A district court has the inherent power to manage its own affairs "so as to achieve the orderly and expeditious disposition of cases." Lewis v. Rawson, 564 F.3d 569, 575 (2d Cir. 2009) (quoting Link v. Wabash R.R. Co., 370 U.S. 626, 630-31 (1962)). Consistent with that inherent authority, applicable law explicitly empowers a district court, in the exercise of its sound discretion, to dismiss an action "[i]f the plaintiff fails to prosecute or to comply with these rules or a court order[.]" Fed. R. Civ. P. 41(b); see Lewis, 564 F.3d at 575 (noting that standard of review is abuse of discretion). Because dismissal on such grounds is unquestionably a "harsh remedy" that should be used only in "extreme situations," id. at 576 (citations omitted), a court considering such an action should examine five factors. Specifically, the court should consider whether
(1) the plaintiff's failure to prosecute caused a delay of significant duration; (2) plaintiff was given notice that further delay would result in dismissal; (3) defendant was likely to be prejudiced by further delay; (4) the need to alleviate court calendar congestion was carefully balanced against plaintiff's right to an opportunity for a day in court; and (5) the trial court adequately assessed the efficacy of lesser sanctions.

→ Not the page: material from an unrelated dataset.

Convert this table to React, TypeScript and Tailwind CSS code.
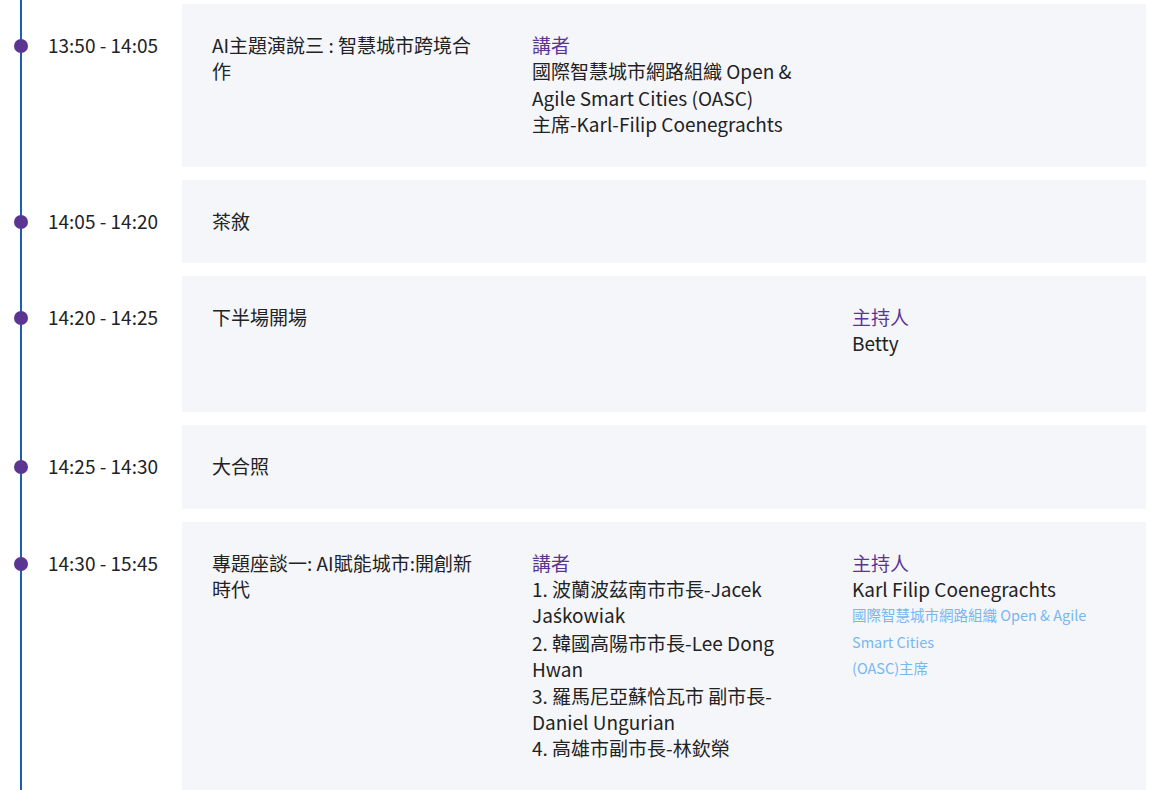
import React from 'react';

type Session = {
  time: string;
  title: string;
  speakers?: React.ReactNode[];
  host?: { name: string; desc?: string[] };
  extraLine?: boolean;
};

const sessions: Session[] = [
  {
    time: '13:50 - 14:05',
    title: 'AI主題演說三 : 智慧城市跨境合作',
    speakers: ['國際智慧城市網路組織 Open & Agile Smart Cities (OASC)', '主席-Karl-Filip Coenegrachts'],
  },
  { time: '14:05 - 14:20', title: '茶敘' },
  { time: '14:20 - 14:25', title: '下半場開場', host: { name: 'Betty' }, extraLine: true },
  { time: '14:25 - 14:30', title: '大合照' },
  {
    time: '14:30 - 15:45',
    title: '專題座談一: AI賦能城市:開創新時代',
    speakers: [
      <>
        1. 波蘭波茲南市市長-Jacek Ja<span className="font-['Noto_Sans']">{'\u015B'}</span>kowiak
      </>,
      '2. 韓國高陽市市長-Lee Dong Hwan',
      '3. 羅馬尼亞蘇恰瓦市 副市長-Daniel Ungurian',
      '4. 高雄市副市長-林欽榮',
    ],
    host: {
      name: 'Karl Filip Coenegrachts',
      desc: ['國際智慧城市網路組織 Open & Agile Smart Cities', '(OASC)主席'],
    },
  },
];

function Row({ s }: { s: Session }) {
  return (
    <div className="flex pb-[13px]">
      <div className="w-[160px] shrink-0 pt-[28px]">
        <div className="relative pl-[26px] leading-[26.4px] text-[19px] text-[#222]">
          <span className="absolute left-[-8px] top-[7px] w-[14px] h-[14px] rounded-full bg-[#5c3593]" />
          {s.time}
        </div>
      </div>
      <div className="flex-1 bg-[#f5f6fa] px-[30px] pt-[28px] pb-[29px] grid grid-cols-[263px_263px_263px] gap-x-[57px] text-[19px] leading-[26.4px] text-[#222]">
        <div>{s.title}</div>
        <div>
          {s.speakers && (
            <>
              <div className="text-[#5c3593]">講者</div>
              {s.speakers.map((sp, i) => (
                <div key={i}>{sp}</div>
              ))}
            </>
          )}
        </div>
        <div>
          {s.host && (
            <>
              <div className="text-[#5c3593]">主持人</div>
              <div>{s.host.name}</div>
              {s.host.desc && (
                <div className="text-[14.5px] leading-[26.4px] text-[#78b6f2]">
                  {s.host.desc.map((d) => (
                    <div key={d}>{d}</div>
                  ))}
                </div>
              )}
              {s.extraLine && <div className="h-[26.4px]" />}
            </>
          )}
        </div>
      </div>
    </div>
  );
}

export default function App() {
  return (
    <div
      className="w-[1149px] h-[790px] overflow-hidden bg-white"
      style={{ fontFamily: '"Noto Sans CJK TC", "Noto Sans", sans-serif' }}
    >
      <div className="ml-[20px] mr-[3px] pt-[4px] border-l-2 border-[#1a5fb0]">
        {sessions.map((s) => (
          <Row key={s.time} s={s} />
        ))}
      </div>
    </div>
  );
}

Id. (quoting United States ex rel. Drake v. Norden Sys., Inc., 375 F.3d 248, 254 (2d Cir. 2004)). No one factor is dispositive. Id. In weighing the five factors, the court must consider the record of the entire case as a whole. Id. A court may find the standard for dismissal satisfied where it finds a "pattern of dilatory tactics" or "an action lying dormant with no significant activity to move it." Lyell Theatre Corp. v. Loews Corp., 682 F.2d 37, 42 (2d Cir. 1982).
All five factors weigh in favor of dismissal. First, plaintiff has neither advanced his claims nor opposed the motions for summary judgment filed by N&C and SB New York.Instead, plaintiff allowed his case to lie dormant with no activity on his part since his appearance at a deposition scheduled approximately one year ago in February 2011. That length of time is sufficient to justify dismissal. See e.g., Antonio v. Beckford, No. 05 Civ. 2225, 2006 U.S. Dist. LEXIS 71859, at *8-9 (S.D.N.Y. Sept. 29, 2006) (citing decisions dismissing cases for delays of three months or more). Second, plaintiff was given notice that further inactivity could lead to dismissal based on the unopposed motions for summary judgment and for failure to prosecute; the court specifically ordered plaintiff to show cause why his complaint should not be dismissed for failure to prosecute on October 11, 2011 but he failed to respond. (See Order dated 10/11/2011.) Third, applicable case law establishes a presumption that a plaintiff's unreasonable delay will normally prejudice a defendant. See, e.g., Shannon v. Gen. Elec. Co., 186 F.3d 186, 195 (2d Cir. 1999) (citing Lyell Theatre Corp., 682 F.2d at 43). Fourth, this dormant case has remained on the court's docket with no indication that plaintiff will move it forward in the future. Finally, no lesser sanction than dismissal is likely to be effective in light of repeated plaintiff's failures to respond to the defendant and third-party defendant's motions for summary judgment and to the court's orders directing plaintiff to take action or face dismissal of his action.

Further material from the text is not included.